● **Task to carry out**
All of the listing below must be repeated word for word. Pictures are the only thing to omit.

● **Data extract**
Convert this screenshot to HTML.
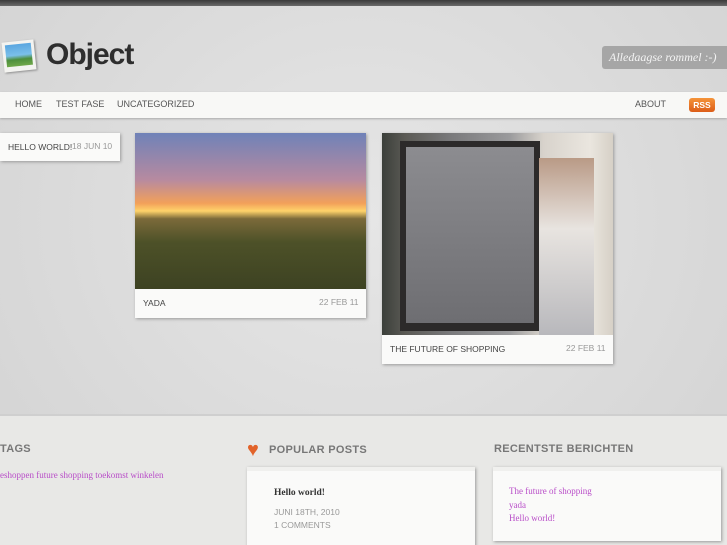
<!DOCTYPE html>
<html><head><style>
*{margin:0;padding:0;box-sizing:border-box}
html,body{width:727px;height:545px;overflow:hidden}
body{position:relative;font-family:"Liberation Sans",sans-serif;background:radial-gradient(ellipse at 50% 40%,#e6e6e6 0%,#dadada 60%,#d2d2d2 100%)}
.abs{position:absolute}
.top{left:0;top:0;width:727px;height:6px;background:linear-gradient(#3a3a3a,#6a6a6a)}
.logo{left:46px;top:38px;font-size:30px;font-weight:bold;color:#2e2e2e;letter-spacing:-1px}
.tag{left:602px;top:46px;width:125px;height:23px;background:#a6a6a6;color:#f4f4f4;font-family:"Liberation Serif",serif;font-style:italic;font-size:12px;line-height:23px;padding-left:7px;border-radius:3px 0 0 3px;white-space:nowrap;overflow:hidden}
.nav{left:0;top:92px;width:727px;height:26px;background:#f8f8f6;box-shadow:0 1px 2px #aaa;font-size:9px;color:#555;line-height:25px}
.nav span{position:absolute}
.rss{left:689px;top:98px;width:26px;height:14px;background:linear-gradient(#f5943a,#dc5d18);border-radius:3px;color:#fff;font-size:8.5px;font-weight:bold;text-align:center;line-height:14px}
.card{background:#fafaf9;box-shadow:1px 1px 3px #999}
.cap{font-size:8.5px;color:#444;position:absolute}
.date{font-size:8.5px;color:#999;position:absolute}
.foot{left:0;top:414px;width:727px;height:131px;background:#e8e8e6;border-top:2px solid #cfcfcf;overflow:hidden}
h3{position:absolute;font-size:11px;color:#777;font-weight:bold;letter-spacing:.3px}
.serif{font-family:"Liberation Serif",serif}
</style></head><body>
<div class="abs top"></div>
<div class="abs" style="left:3px;top:41px;width:32px;height:30px;background:#f3f3f0;transform:rotate(-6deg);box-shadow:1px 1px 2px #888"><div style="margin:3px;height:22px;background:linear-gradient(#5aa6e0 0%,#7bc0ea 50%,#4d8f3c 70%,#6fa84a 100%)"></div></div>
<div class="abs logo">Object</div>
<div class="abs tag">Alledaagse rommel :-)</div>
<div class="abs nav"><span style="left:15px">HOME</span><span style="left:56px">TEST FASE</span><span style="left:117px">UNCATEGORIZED</span><span style="left:635px">ABOUT</span></div>
<div class="abs rss">RSS</div>
<div class="abs card" style="left:0;top:133px;width:120px;height:28px"><span class="cap" style="left:8px;top:9px">HELLO WORLD!</span><span class="date" style="left:72px;top:8px">18 JUN 10</span></div>
<div class="abs card" style="left:135px;top:133px;width:231px;height:185px">
<div style="height:156px;background:linear-gradient(#6f82b8 0%,#b78aa0 30%,#f2a05a 45%,#ffd36a 50%,#7b6a3a 55%,#4d5128 70%,#3d4222 100%)"></div>
<span class="cap" style="left:8px;top:165px">YADA</span><span class="date" style="left:184px;top:164px">22 FEB 11</span></div>
<div class="abs card" style="left:382px;top:133px;width:231px;height:231px">
<div style="height:202px;background:linear-gradient(90deg,#3b3f3a 0%,#5b5a55 10%,#7a7a7c 30%,#9a9a9c 55%,#d8d3cc 70%,#eae6df 90%,#d6d0c6 100%);position:relative">
<div style="position:absolute;left:18px;top:8px;width:140px;height:190px;background:#2c2a2a"><div style="margin:6px;height:176px;background:linear-gradient(#8c8c90,#6e6e72)"></div></div>
<div style="position:absolute;left:157px;top:25px;width:55px;height:177px;background:linear-gradient(#b99a86,#e8e4e0 40%,#b8b8bc)"></div></div>
<span class="cap" style="left:8px;top:211px">THE FUTURE OF SHOPPING</span><span class="date" style="left:184px;top:210px">22 FEB 11</span></div>
<div class="abs foot">
<h3 style="left:0;top:27px">TAGS</h3>
<div class="abs serif" style="left:0;top:54px;font-size:9px;color:#b84cc8">eshoppen future shopping toekomst winkelen</div>
<div class="abs" style="left:247px;top:26px;width:17px;height:16px;color:#e2632a;font-size:20px;line-height:16px">♥</div>
<h3 style="left:269px;top:28px">POPULAR POSTS</h3>
<div class="abs card" style="left:247px;top:51px;width:228px;height:90px;border-top:4px solid #f0f0ee"></div>
<div class="abs serif" style="left:274px;top:72px;font-size:9.5px;font-weight:bold;color:#333">Hello world!</div>
<div class="abs" style="left:274px;top:90px;font-size:8.5px;color:#999;line-height:13px">JUNI 18TH, 2010<br>1 COMMENTS</div>
<h3 style="left:494px;top:27px">RECENTSTE BERICHTEN</h3>
<div class="abs card" style="left:493px;top:51px;width:228px;height:74px;border-top:4px solid #f0f0ee"></div>
<div class="abs serif" style="left:509px;top:69px;font-size:9px;color:#b84cc8;line-height:13.5px">The future of shopping<br>yada<br>Hello world!</div>
</div>
</body></html>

● **The answer**
Convert this screenshot to HTML.
<!DOCTYPE html>
<html><head><style>
*{margin:0;padding:0;box-sizing:border-box}
html,body{width:727px;height:545px;overflow:hidden}
body{position:relative;font-family:"Liberation Sans",sans-serif;background:radial-gradient(ellipse at 50% 40%,#e6e6e6 0%,#dadada 60%,#d2d2d2 100%)}
.abs{position:absolute}
.top{left:0;top:0;width:727px;height:6px;background:linear-gradient(#3a3a3a,#6a6a6a)}
.logo{left:46px;top:38px;font-size:30px;font-weight:bold;color:#2e2e2e;letter-spacing:-1px}
.tag{left:602px;top:46px;width:125px;height:23px;background:#a6a6a6;color:#f4f4f4;font-family:"Liberation Serif",serif;font-style:italic;font-size:12px;line-height:23px;padding-left:7px;border-radius:3px 0 0 3px;white-space:nowrap;overflow:hidden}
.nav{left:0;top:92px;width:727px;height:26px;background:#f8f8f6;box-shadow:0 1px 2px #aaa;font-size:9px;color:#555;line-height:25px}
.nav span{position:absolute}
.rss{left:689px;top:98px;width:26px;height:14px;background:linear-gradient(#f5943a,#dc5d18);border-radius:3px;color:#fff;font-size:8.5px;font-weight:bold;text-align:center;line-height:14px}
.card{background:#fafaf9;box-shadow:1px 1px 3px #999}
.cap{font-size:8.5px;color:#444;position:absolute}
.date{font-size:8.5px;color:#999;position:absolute}
.foot{left:0;top:414px;width:727px;height:131px;background:#e8e8e6;border-top:2px solid #cfcfcf;overflow:hidden}
h3{position:absolute;font-size:11px;color:#777;font-weight:bold;letter-spacing:.3px}
.serif{font-family:"Liberation Serif",serif}
</style></head><body>
<div class="abs top"></div>
<div class="abs" style="left:3px;top:41px;width:32px;height:30px;background:#f3f3f0;transform:rotate(-6deg);box-shadow:1px 1px 2px #888"><div style="margin:3px;height:22px;background:linear-gradient(#5aa6e0 0%,#7bc0ea 50%,#4d8f3c 70%,#6fa84a 100%)"></div></div>
<div class="abs logo">Object</div>
<div class="abs tag">Alledaagse rommel :-)</div>
<div class="abs nav"><span style="left:15px">HOME</span><span style="left:56px">TEST FASE</span><span style="left:117px">UNCATEGORIZED</span><span style="left:635px">ABOUT</span></div>
<div class="abs rss">RSS</div>
<div class="abs card" style="left:0;top:133px;width:120px;height:28px"><span class="cap" style="left:8px;top:9px">HELLO WORLD!</span><span class="date" style="left:72px;top:8px">18 JUN 10</span></div>
<div class="abs card" style="left:135px;top:133px;width:231px;height:185px">
<div style="height:156px;background:linear-gradient(#6f82b8 0%,#b78aa0 30%,#f2a05a 45%,#ffd36a 50%,#7b6a3a 55%,#4d5128 70%,#3d4222 100%)"></div>
<span class="cap" style="left:8px;top:165px">YADA</span><span class="date" style="left:184px;top:164px">22 FEB 11</span></div>
<div class="abs card" style="left:382px;top:133px;width:231px;height:231px">
<div style="height:202px;background:linear-gradient(90deg,#3b3f3a 0%,#5b5a55 10%,#7a7a7c 30%,#9a9a9c 55%,#d8d3cc 70%,#eae6df 90%,#d6d0c6 100%);position:relative">
<div style="position:absolute;left:18px;top:8px;width:140px;height:190px;background:#2c2a2a"><div style="margin:6px;height:176px;background:linear-gradient(#8c8c90,#6e6e72)"></div></div>
<div style="position:absolute;left:157px;top:25px;width:55px;height:177px;background:linear-gradient(#b99a86,#e8e4e0 40%,#b8b8bc)"></div></div>
<span class="cap" style="left:8px;top:211px">THE FUTURE OF SHOPPING</span><span class="date" style="left:184px;top:210px">22 FEB 11</span></div>
<div class="abs foot">
<h3 style="left:0;top:27px">TAGS</h3>
<div class="abs serif" style="left:0;top:54px;font-size:9px;color:#b84cc8">eshoppen future shopping toekomst winkelen</div>
<div class="abs" style="left:247px;top:26px;width:17px;height:16px;color:#e2632a;font-size:20px;line-height:16px">♥</div>
<h3 style="left:269px;top:28px">POPULAR POSTS</h3>
<div class="abs card" style="left:247px;top:51px;width:228px;height:90px;border-top:4px solid #f0f0ee"></div>
<div class="abs serif" style="left:274px;top:72px;font-size:9.5px;font-weight:bold;color:#333">Hello world!</div>
<div class="abs" style="left:274px;top:90px;font-size:8.5px;color:#999;line-height:13px">JUNI 18TH, 2010<br>1 COMMENTS</div>
<h3 style="left:494px;top:27px">RECENTSTE BERICHTEN</h3>
<div class="abs card" style="left:493px;top:51px;width:228px;height:74px;border-top:4px solid #f0f0ee"></div>
<div class="abs serif" style="left:509px;top:69px;font-size:9px;color:#b84cc8;line-height:13.5px">The future of shopping<br>yada<br>Hello world!</div>
</div>
</body></html>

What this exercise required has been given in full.